Roman society under the Republic was primarily a cultural mix of Latin and Etruscan societies, as well as of Sabine, Oscan, and Greek cultural elements, which is especially visible in the Roman Pantheon. Its political organization developed, at around the same time as direct democracy in Ancient Greece, with collective and annual magistracies, overseen by a senate. The top magistrates were the two consuls, who had an extensive range of executive, legislative, judicial, military, and religious powers. Even though a small number of powerful families (called gentes) monopolised the main magistracies, the Roman Republic is generally considered one of the earliest examples of representative democracy. Roman institutions underwent considerable changes throughout the Republic to adapt to the difficulties it faced, such as the creation of promagistracies to rule its conquered provinces, or the composition of the senate.

Unlike the Pax Romana of the Roman Empire, the Republic was in a state of quasi-perpetual war throughout its existence. Its first enemies were its Latin and Etruscan neighbours as well as the Gauls, who even sacked the city in 387 BC. The Republic nonetheless demonstrated extreme resilience and always managed to overcome its losses, however catastrophic. After the Gallic Sack, Rome conquered the whole Italian peninsula in a century, which turned the Republic into a major power in the Mediterranean. The Republic's greatest strategic rival was Carthage, against which it waged three wars.
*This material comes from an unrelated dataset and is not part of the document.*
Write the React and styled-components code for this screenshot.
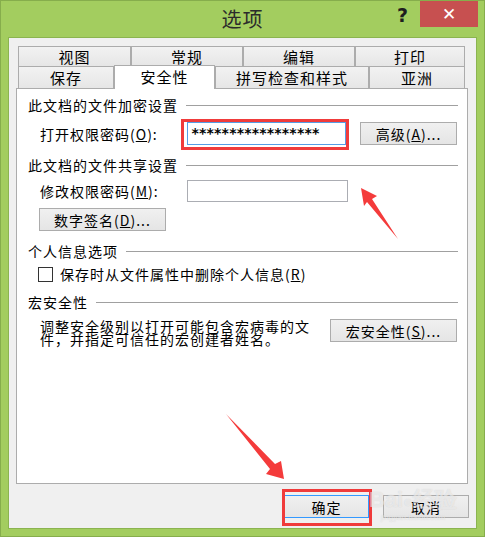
import React from 'react'
import styled, { createGlobalStyle } from 'styled-components'

const GlobalStyle = createGlobalStyle`
  body {
    margin: 0;
    background: #ffffff;
    font-family: "Noto Sans CJK SC", "Noto Sans", sans-serif;
  }
`

const Window = styled.div`
  position: relative;
  width: 485px;
  height: 537px;
  box-sizing: border-box;
  border: 1px solid #86ad4c;
  background: #a3cd5f;
  display: flex;
  flex-direction: column;
`

const TitleBar = styled.div`
  height: 36px;
  display: grid;
  grid-template-columns: 1fr auto 1fr;
`

const Title = styled.div`
  grid-column: 2;
  font-size: 20px;
  line-height: 36px;
  color: #2b2b2b;
  letter-spacing: 1px;
`

const Controls = styled.div`
  grid-column: 3;
  display: flex;
  justify-content: flex-end;
  align-items: flex-start;
  padding-right: 6px;
`

const HelpGlyph = styled.div`
  font-family: "DejaVu Sans", sans-serif;
  font-weight: bold;
  font-size: 19px;
  line-height: 28px;
  color: #1e1e1e;
  margin-right: 12px;
`

const CloseButton = styled.div`
  width: 58px;
  height: 26px;
  background: #c75050;
  color: #ffffff;
  display: flex;
  align-items: center;
  justify-content: center;
  font-family: "DejaVu Sans", sans-serif;
  font-size: 17px;
  font-weight: bold;
`

const Body = styled.div`
  flex: 1;
  margin: 0 7px 7px 7px;
  border: 1px solid #8bb450;
  background: #f0f0f0;
  padding: 8px 8px 9px 7px;
  display: flex;
  flex-direction: column;
  font-size: 14px;
  letter-spacing: 1px;
  color: #000;
`

const TabRow = styled.div`
  display: flex;
  margin-left: 2px;
  height: ${p => p.h}px;
  align-items: flex-end;
`

const Tab = styled.div`
  width: ${p => p.w}px;
  box-sizing: border-box;
  height: ${p => (p.active ? p.h + 2 : p.h)}px;
  margin-bottom: ${p => (p.active ? -1 : 0)}px;
  position: relative;
  z-index: ${p => (p.active ? 2 : 0)};
  border: 1px solid #acacac;
  border-bottom: none;
  background: ${p => (p.active ? '#ffffff' : 'linear-gradient(#f2f2f2, #e6e6e6)')};
  text-align: center;
  line-height: ${p => p.h - 1}px;
  font-size: 15px;
`

const Panel = styled.div`
  height: 396px;
  box-sizing: border-box;
  border: 1px solid #acacac;
  background: #ffffff;
  padding: 7px 9px 0 11px;
  display: flex;
  flex-direction: column;
`

const SectionHeader = styled.div`
  display: flex;
  align-items: center;
  height: 18px;
  margin-top: ${p => p.mt || 0}px;
  &::after {
    content: '';
    flex: 1;
    height: 1px;
    background: #a0a0a0;
    margin-left: 8px;
  }
`

const FieldRow = styled.div`
  display: flex;
  align-items: center;
  margin-top: ${p => p.mt || 0}px;
  padding-left: ${p => p.pl || 12}px;
`

const Label = styled.div`
  width: 147px;
`

const Highlight = styled.span`
  position: relative;
  display: inline-flex;
  &::after {
    content: '';
    position: absolute;
    top: ${p => p.t}px;
    left: ${p => p.l}px;
    right: ${p => p.r}px;
    bottom: ${p => p.b}px;
    border: 3px solid #f03b3b;
    pointer-events: none;
  }
`

const TextBox = styled.div`
  width: ${p => p.w}px;
  height: ${p => p.h}px;
  box-sizing: border-box;
  border: 1px solid ${p => (p.focused ? '#569de5' : '#abadb3')};
  background: #ffffff;
  font-family: "DejaVu Sans Mono", monospace;
  font-size: 14px;
  letter-spacing: -0.9px;
  line-height: ${p => p.h - 2}px;
  padding-left: 3px;
  font-weight: bold;
`

const Button = styled.div`
  width: ${p => p.w}px;
  height: 23px;
  box-sizing: border-box;
  border: 1px solid ${p => (p.primary ? '#3399ff' : '#acacac')};
  background: linear-gradient(#f0f0f0, #e5e5e5);
  display: flex;
  align-items: center;
  justify-content: center;
  margin-left: ${p => p.ml || 0}px;
  font-size: 14px;
`

const CheckRow = styled.div`
  display: flex;
  align-items: center;
  margin-top: 5px;
  padding-left: 10px;
  height: 18px;
`

const CheckBox = styled.div`
  width: 15px;
  height: 15px;
  box-sizing: border-box;
  border: 1px solid #333333;
  background: #ffffff;
  margin-right: 7px;
`

const MacroRow = styled.div`
  display: flex;
  align-items: flex-start;
  margin-top: 8px;
  padding-left: 12px;
`

const MacroText = styled.div`
  width: 278px;
  line-height: 13px;
  margin-top: 1px;
`

const Footer = styled.div`
  display: flex;
  justify-content: flex-end;
  margin-top: 11px;
  margin-right: -1px;
`

const Watermark = styled.div`
  position: absolute;
  left: 368px;
  top: 488px;
  color: rgba(255, 255, 255, 0.55);
  text-shadow: 0 0 1px rgba(140, 140, 140, 0.35);
  font-family: "Liberation Sans", sans-serif;
  font-weight: bold;
  font-size: 22px;
  line-height: 22px;
  pointer-events: none;
  letter-spacing: 0;
  & small {
    display: block;
    font-size: 8px;
    line-height: 9px;
    font-weight: normal;
    text-align: center;
  }
`

const Overlay = styled.svg`
  position: absolute;
  left: 0;
  top: 0;
  pointer-events: none;
`

const topTabs = [
  { label: '视图', w: 113 },
  { label: '常规', w: 112 },
  { label: '编辑', w: 112 },
  { label: '打印', w: 110 }
]

const bottomTabs = [
  { label: '保存', w: 96 },
  { label: '安全性', w: 101, active: true },
  { label: '拼写检查和样式', w: 154 },
  { label: '亚洲', w: 96 }
]

function App() {
  return (
    <>
      <GlobalStyle />
      <Window>
        <TitleBar>
          <Title>选项</Title>
          <Controls>
            <HelpGlyph>?</HelpGlyph>
            <CloseButton>✕</CloseButton>
          </Controls>
        </TitleBar>
        <Body>
          <TabRow h={20}>
            {topTabs.map(t => (
              <Tab key={t.label} w={t.w} h={20}>{t.label}</Tab>
            ))}
          </TabRow>
          <TabRow h={22}>
            {bottomTabs.map(t => (
              <Tab key={t.label} w={t.w} h={22} active={t.active}>{t.label}</Tab>
            ))}
          </TabRow>
          <Panel>
            <SectionHeader>此文档的文件加密设置</SectionHeader>
            <FieldRow mt={8}>
              <Label>打开权限密码(<u>O</u>):</Label>
              <Highlight t={-3} l={-6} r={-3} b={-5}>
                <TextBox w={159} h={23} focused>*****************</TextBox>
              </Highlight>
              <Button w={97} ml={14}>高级(<u>A</u>)...</Button>
            </FieldRow>
            <SectionHeader mt={11}>此文档的文件共享设置</SectionHeader>
            <FieldRow mt={6}>
              <Label>修改权限密码(<u>M</u>):</Label>
              <TextBox w={161} h={22} />
            </FieldRow>
            <FieldRow mt={6} pl={11}>
              <Button w={127}>数字签名(<u>D</u>)...</Button>
            </FieldRow>
            <SectionHeader mt={11}>个人信息选项</SectionHeader>
            <CheckRow>
              <CheckBox />
              保存时从文件属性中删除个人信息(<u>R</u>)
            </CheckRow>
            <SectionHeader mt={10}>宏安全性</SectionHeader>
            <MacroRow>
              <MacroText>调整安全级别以打开可能包含宏病毒的文件，并指定可信任的宏创建者姓名。</MacroText>
              <Button w={127} ml={12}>宏安全性(<u>S</u>)...</Button>
            </MacroRow>
          </Panel>
          <Footer>
            <Highlight t={-6} l={-2} r={-3} b={-8}>
              <Button w={85} primary>确定</Button>
            </Highlight>
            <Button w={86} ml={14}>取消</Button>
          </Footer>
        </Body>
        <Watermark>
          Bai<span style={{ fontSize: 16 }}>●</span>经验
          <small>jingyan.baidu.com</small>
        </Watermark>
        <Overlay width="485" height="537" viewBox="0 0 485 537">
          <path d="M360 187 L376 195 L371 198 L397 238 L366 201 L363 205 Z" fill="#f43b3b" />
          <path d="M225 413 L274 463 L280 460 L283 478 L265 473 L269 468 Z" fill="#f43b3b" />
        </Overlay>
      </Window>
    </>
  )
}

export default App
The Punic general Hannibal famously invaded Italy by crossing the Alps and inflicted on Rome two devastating defeats at Lake Trasimene and Cannae, but the Republic once again recovered and won the war thanks to Scipio Africanus at the Battle of Zama in 202 BC. With Carthage defeated, Rome became the dominant power of the ancient Mediterranean world. It then embarked on a long series of difficult conquests, after having notably defeated Philip V and Perseus of Macedon, Antiochus III of the Seleucid Empire, the Lusitanian Viriathus, the Numidian Jugurtha, the Pontic king Mithridates VI, the Gaul Vercingetorix, and the Egyptian queen Cleopatra.

At home, the Republic similarly experienced a long streak of social and political crises, which ended in several violent civil wars. At first, the Conflict of the Orders opposed the patricians, the closed oligarchic elite, to the far more numerous plebs, who finally achieved political equality in several steps during the 4th century BC. Later, the vast conquests of the Republic disrupted its society, as the immense influx of slaves they brought enriched the aristocracy, but ruined the peasantry and urban workers. In order to address this issue, several social reformers, known as the Populares, tried to pass agrarian laws, but the Gracchi brothers, Saturninus, and Clodius Pulcher were all murdered by their opponents, the Optimates, keepers of the traditional aristocratic order. Mass slavery also caused three Servile Wars; the last of them was led by Spartacus, an escaped gladiator who ravaged Italy and left Rome powerless until his defeat in 71 BC. In this context, the last decades of the Republic were marked by the rise of great generals, who exploited their military conquests and the factional situation in Rome to gain control of the political system. Marius (between 105 and 86 BC), then Sulla (between 82 and 78 BC) dominated in turn the Republic; both used extraordinary powers to purge their opponents.

These multiple tensions led to a series of civil wars; the first between the two generals Julius Caesar and Pompey. Despite his victory and appointment as dictator for life, Caesar was assassinated in 44 BC. Caesar's heir Octavian and lieutenant Mark Antony defeated Caesar's assassins Brutus and Cassius in 42 BC, but then turned against each other. The final defeat of Mark Antony alongside his ally and lover Cleopatra at the Battle of Actium in 31 BC, and the Senate's grant of extraordinary powers to Octavian as Augustus in 27 BC – which effectively made him the first Roman emperor – thus ended the Republic.